> _Information provided_:
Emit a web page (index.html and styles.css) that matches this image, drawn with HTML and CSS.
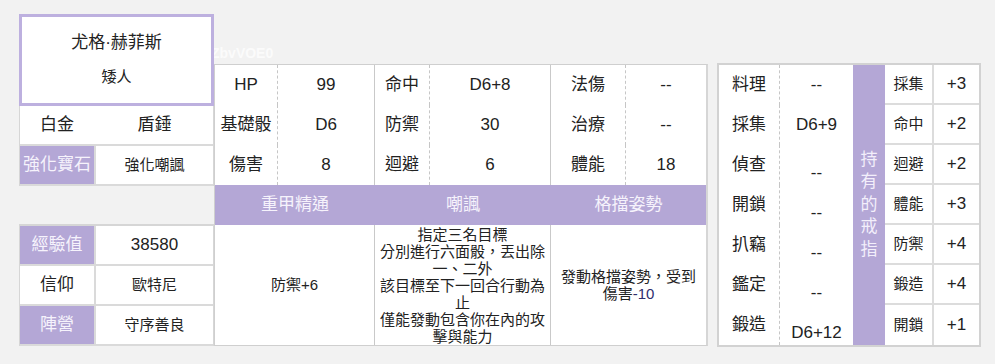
FILE: index.html
```html
<!DOCTYPE html>
<html lang="zh-Hant">
<head>
<meta charset="utf-8">
<title>角色卡</title>
<link rel="stylesheet" href="styles.css">
</head>
<body>
<div class="sheet">
  <div class="left">
    <div class="namebox">
      <div class="name">尤格·赫菲斯</div>
      <div class="race">矮人</div>
    </div>
    <div class="ltable">
      <div class="lrow plain"><span class="c">白金</span><span class="c">盾錘</span></div>
      <div class="lrow"><span class="c tag">強化寶石</span><span class="c val sm">強化嘲諷</span></div>
    </div>
    <div class="ltable lower">
      <div class="lrow"><span class="c tag">經驗值</span><span class="c val">38580</span></div>
      <div class="lrow"><span class="c">信仰</span><span class="c val sm">歐特尼</span></div>
      <div class="lrow"><span class="c tag">陣營</span><span class="c val sm">守序善良</span></div>
    </div>
  </div>

  <div class="mid">
    <span class="ghost">ZbvVOE0</span>
    <div class="stats">
      <div class="c lab">HP</div><div class="c v sep">99</div>
      <div class="c lab">命中</div><div class="c v sep">D6+8</div>
      <div class="c lab">法傷</div><div class="c v">--</div>

      <div class="c lab">基礎骰</div><div class="c v sep">D6</div>
      <div class="c lab">防禦</div><div class="c v sep">30</div>
      <div class="c lab">治療</div><div class="c v">--</div>

      <div class="c lab">傷害</div><div class="c v sep">8</div>
      <div class="c lab">迴避</div><div class="c v sep">6</div>
      <div class="c lab">體能</div><div class="c v">18</div>

      <div class="c head">重甲精通</div>
      <div class="c head">嘲諷</div>
      <div class="c head">格擋姿勢</div>

      <div class="c body sep sm">防禦+6</div>
      <div class="c body sep desc"><div class="txt">指定三名目標<br>分別進行六面骰，丟出除<br>一、二外<br>該目標至下一回合行動為<br>止<br>僅能發動包含你在內的攻<br>擊與能力</div></div>
      <div class="c body desc"><div class="txt">發動格擋姿勢，受到<br>傷害<span class="neg">-10</span></div></div>
    </div>
  </div>

  <div class="right">
    <div class="rings-title"><span class="vert">持有的戒指</span></div>

    <div class="c rlab">料理</div><div class="c rval">--</div><div class="c rk">採集</div><div class="c rn">+3</div>
    <div class="c rlab">採集</div><div class="c rval">D6+9</div><div class="c rk">命中</div><div class="c rn">+2</div>
    <div class="c rlab">偵查</div><div class="c rval low">--</div><div class="c rk">迴避</div><div class="c rn">+2</div>
    <div class="c rlab">開鎖</div><div class="c rval low">--</div><div class="c rk">體能</div><div class="c rn">+3</div>
    <div class="c rlab">扒竊</div><div class="c rval low">--</div><div class="c rk">防禦</div><div class="c rn">+4</div>
    <div class="c rlab">鑑定</div><div class="c rval low">--</div><div class="c rk">鍛造</div><div class="c rn">+4</div>
    <div class="c rlab">鍛造</div><div class="c rval low">D6+12</div><div class="c rk last">開鎖</div><div class="c rn last">+1</div>
  </div>
</div>
</body>
</html>
```

FILE: styles.css
```css
* { box-sizing: border-box; }

html, body {
  margin: 0;
  background: #f2f2f2;
}

body {
  font-family: "Liberation Sans", "Noto Sans CJK TC", sans-serif;
  font-size: 17px;
  color: #222;
}

.sheet {
  display: flex;
  align-items: flex-start;
  padding: 14px 0 0 19px;
}

.c {
  display: flex;
  align-items: center;
  justify-content: center;
  text-align: center;
  line-height: 20px;
}

.sm { font-size: 15px; }

/* ---------- left column ---------- */
.left {
  width: 195px;
  flex: none;
}

.namebox {
  position: relative;
  z-index: 1;
  height: 92px;
  background: #fff;
  border: 3px solid #bdb0df;
  display: flex;
  flex-direction: column;
  align-items: center;
  justify-content: center;
  gap: 15px;
  padding-bottom: 2px;
}

.name { font-size: 17px; line-height: 20px; }
.race { font-size: 15px; line-height: 18px; }

.ltable {
  background: #fff;
  border-left: 1px solid #d6d6d6;
  border-right: 1px solid #d6d6d6;
}

.ltable.lower {
  margin-top: 38px;
  border-top: 2px solid #d6d6d6;
}

.lrow {
  display: grid;
  grid-template-columns: 74px 1fr;
  height: 40px;
  border-bottom: 2px solid #dadada;
}

.tag {
  background: #b4a7d6;
  color: #f6f3fc;
}

.val { border-left: 2px solid #dadada; }
.plain .c:last-child { padding-left: 2px; }

/* ---------- middle stats ---------- */
.mid {
  position: relative;
  width: 494px;
  flex: none;
  margin-top: 50px;
}

.ghost {
  position: absolute;
  left: -3px;
  top: -19px;
  font-size: 14px;
  font-weight: bold;
  line-height: 16px;
  color: #fbfbfb;
}

.stats {
  display: grid;
  grid-template-columns: 63px 97px 55px 121px 75px 80px;
  grid-template-rows: 40px 40px 40px 40px 120px;
  background: #fff;
  border-top: 1px solid #cfcfcf;
  border-left: 1px solid #cfcfcf;
  border-right: 2px solid #d6d6d6;
  border-bottom: 1px solid #cfcfcf;
}

.lab { border-right: 1px dashed #c6c6c6; }
.sep { border-right: 1px solid #c9c9c9; }

.head {
  grid-column: span 2;
  background: #b4a7d6;
  color: #f6f3fc;
  border: none;
}

.body {
  grid-column: span 2;
}

.desc {
  font-size: 15px;
  line-height: 17px;
  padding: 0 2px;
  overflow: visible;
}

.desc .txt {
  white-space: nowrap;
}

.neg { color: #2e2e6e; }

/* ---------- right block ---------- */
.right {
  flex: none;
  width: 264px;
  margin-left: 9px;
  margin-top: 49px;
  display: grid;
  grid-template-columns: 61px 73px 32px 49px 45px;
  grid-template-rows: repeat(7, 40px);
  background: #fff;
  border: 2px solid #d2d2d2;
}

.rings-title {
  grid-column: 3;
  grid-row: 1 / span 7;
  background: #b4a7d6;
  color: #f3effb;
  display: flex;
  align-items: center;
  justify-content: center;
}

.vert {
  width: 1em;
  font-size: 17px;
  line-height: 22.5px;
  text-align: center;
}

.rlab { border-right: 1px dashed #c6c6c6; }

.rval.low {
  align-items: flex-end;
  padding-bottom: 2px;
}

.rk {
  font-size: 15px;
  border-right: 2px solid #dcdcdc;
  border-bottom: 2px solid #dcdcdc;
}

.rn {
  border-bottom: 2px solid #dcdcdc;
}

.rk.last, .rn.last { border-bottom: none; }
```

> _Task instructions_: Omit every picture, then reproduce the rest of the listing exactly.

> _Exercise answer_:
Emit a web page (index.html and styles.css) that matches this image, drawn with HTML and CSS.
FILE: index.html
```html
<!DOCTYPE html>
<html lang="zh-Hant">
<head>
<meta charset="utf-8">
<title>角色卡</title>
<link rel="stylesheet" href="styles.css">
</head>
<body>
<div class="sheet">
  <div class="left">
    <div class="namebox">
      <div class="name">尤格·赫菲斯</div>
      <div class="race">矮人</div>
    </div>
    <div class="ltable">
      <div class="lrow plain"><span class="c">白金</span><span class="c">盾錘</span></div>
      <div class="lrow"><span class="c tag">強化寶石</span><span class="c val sm">強化嘲諷</span></div>
    </div>
    <div class="ltable lower">
      <div class="lrow"><span class="c tag">經驗值</span><span class="c val">38580</span></div>
      <div class="lrow"><span class="c">信仰</span><span class="c val sm">歐特尼</span></div>
      <div class="lrow"><span class="c tag">陣營</span><span class="c val sm">守序善良</span></div>
    </div>
  </div>

  <div class="mid">
    <span class="ghost">ZbvVOE0</span>
    <div class="stats">
      <div class="c lab">HP</div><div class="c v sep">99</div>
      <div class="c lab">命中</div><div class="c v sep">D6+8</div>
      <div class="c lab">法傷</div><div class="c v">--</div>

      <div class="c lab">基礎骰</div><div class="c v sep">D6</div>
      <div class="c lab">防禦</div><div class="c v sep">30</div>
      <div class="c lab">治療</div><div class="c v">--</div>

      <div class="c lab">傷害</div><div class="c v sep">8</div>
      <div class="c lab">迴避</div><div class="c v sep">6</div>
      <div class="c lab">體能</div><div class="c v">18</div>

      <div class="c head">重甲精通</div>
      <div class="c head">嘲諷</div>
      <div class="c head">格擋姿勢</div>

      <div class="c body sep sm">防禦+6</div>
      <div class="c body sep desc"><div class="txt">指定三名目標<br>分別進行六面骰，丟出除<br>一、二外<br>該目標至下一回合行動為<br>止<br>僅能發動包含你在內的攻<br>擊與能力</div></div>
      <div class="c body desc"><div class="txt">發動格擋姿勢，受到<br>傷害<span class="neg">-10</span></div></div>
    </div>
  </div>

  <div class="right">
    <div class="rings-title"><span class="vert">持有的戒指</span></div>

    <div class="c rlab">料理</div><div class="c rval">--</div><div class="c rk">採集</div><div class="c rn">+3</div>
    <div class="c rlab">採集</div><div class="c rval">D6+9</div><div class="c rk">命中</div><div class="c rn">+2</div>
    <div class="c rlab">偵查</div><div class="c rval low">--</div><div class="c rk">迴避</div><div class="c rn">+2</div>
    <div class="c rlab">開鎖</div><div class="c rval low">--</div><div class="c rk">體能</div><div class="c rn">+3</div>
    <div class="c rlab">扒竊</div><div class="c rval low">--</div><div class="c rk">防禦</div><div class="c rn">+4</div>
    <div class="c rlab">鑑定</div><div class="c rval low">--</div><div class="c rk">鍛造</div><div class="c rn">+4</div>
    <div class="c rlab">鍛造</div><div class="c rval low">D6+12</div><div class="c rk last">開鎖</div><div class="c rn last">+1</div>
  </div>
</div>
</body>
</html>
```

FILE: styles.css
```css
* { box-sizing: border-box; }

html, body {
  margin: 0;
  background: #f2f2f2;
}

body {
  font-family: "Liberation Sans", "Noto Sans CJK TC", sans-serif;
  font-size: 17px;
  color: #222;
}

.sheet {
  display: flex;
  align-items: flex-start;
  padding: 14px 0 0 19px;
}

.c {
  display: flex;
  align-items: center;
  justify-content: center;
  text-align: center;
  line-height: 20px;
}

.sm { font-size: 15px; }

/* ---------- left column ---------- */
.left {
  width: 195px;
  flex: none;
}

.namebox {
  position: relative;
  z-index: 1;
  height: 92px;
  background: #fff;
  border: 3px solid #bdb0df;
  display: flex;
  flex-direction: column;
  align-items: center;
  justify-content: center;
  gap: 15px;
  padding-bottom: 2px;
}

.name { font-size: 17px; line-height: 20px; }
.race { font-size: 15px; line-height: 18px; }

.ltable {
  background: #fff;
  border-left: 1px solid #d6d6d6;
  border-right: 1px solid #d6d6d6;
}

.ltable.lower {
  margin-top: 38px;
  border-top: 2px solid #d6d6d6;
}

.lrow {
  display: grid;
  grid-template-columns: 74px 1fr;
  height: 40px;
  border-bottom: 2px solid #dadada;
}

.tag {
  background: #b4a7d6;
  color: #f6f3fc;
}

.val { border-left: 2px solid #dadada; }
.plain .c:last-child { padding-left: 2px; }

/* ---------- middle stats ---------- */
.mid {
  position: relative;
  width: 494px;
  flex: none;
  margin-top: 50px;
}

.ghost {
  position: absolute;
  left: -3px;
  top: -19px;
  font-size: 14px;
  font-weight: bold;
  line-height: 16px;
  color: #fbfbfb;
}

.stats {
  display: grid;
  grid-template-columns: 63px 97px 55px 121px 75px 80px;
  grid-template-rows: 40px 40px 40px 40px 120px;
  background: #fff;
  border-top: 1px solid #cfcfcf;
  border-left: 1px solid #cfcfcf;
  border-right: 2px solid #d6d6d6;
  border-bottom: 1px solid #cfcfcf;
}

.lab { border-right: 1px dashed #c6c6c6; }
.sep { border-right: 1px solid #c9c9c9; }

.head {
  grid-column: span 2;
  background: #b4a7d6;
  color: #f6f3fc;
  border: none;
}

.body {
  grid-column: span 2;
}

.desc {
  font-size: 15px;
  line-height: 17px;
  padding: 0 2px;
  overflow: visible;
}

.desc .txt {
  white-space: nowrap;
}

.neg { color: #2e2e6e; }

/* ---------- right block ---------- */
.right {
  flex: none;
  width: 264px;
  margin-left: 9px;
  margin-top: 49px;
  display: grid;
  grid-template-columns: 61px 73px 32px 49px 45px;
  grid-template-rows: repeat(7, 40px);
  background: #fff;
  border: 2px solid #d2d2d2;
}

.rings-title {
  grid-column: 3;
  grid-row: 1 / span 7;
  background: #b4a7d6;
  color: #f3effb;
  display: flex;
  align-items: center;
  justify-content: center;
}

.vert {
  width: 1em;
  font-size: 17px;
  line-height: 22.5px;
  text-align: center;
}

.rlab { border-right: 1px dashed #c6c6c6; }

.rval.low {
  align-items: flex-end;
  padding-bottom: 2px;
}

.rk {
  font-size: 15px;
  border-right: 2px solid #dcdcdc;
  border-bottom: 2px solid #dcdcdc;
}

.rn {
  border-bottom: 2px solid #dcdcdc;
}

.rk.last, .rn.last { border-bottom: none; }
```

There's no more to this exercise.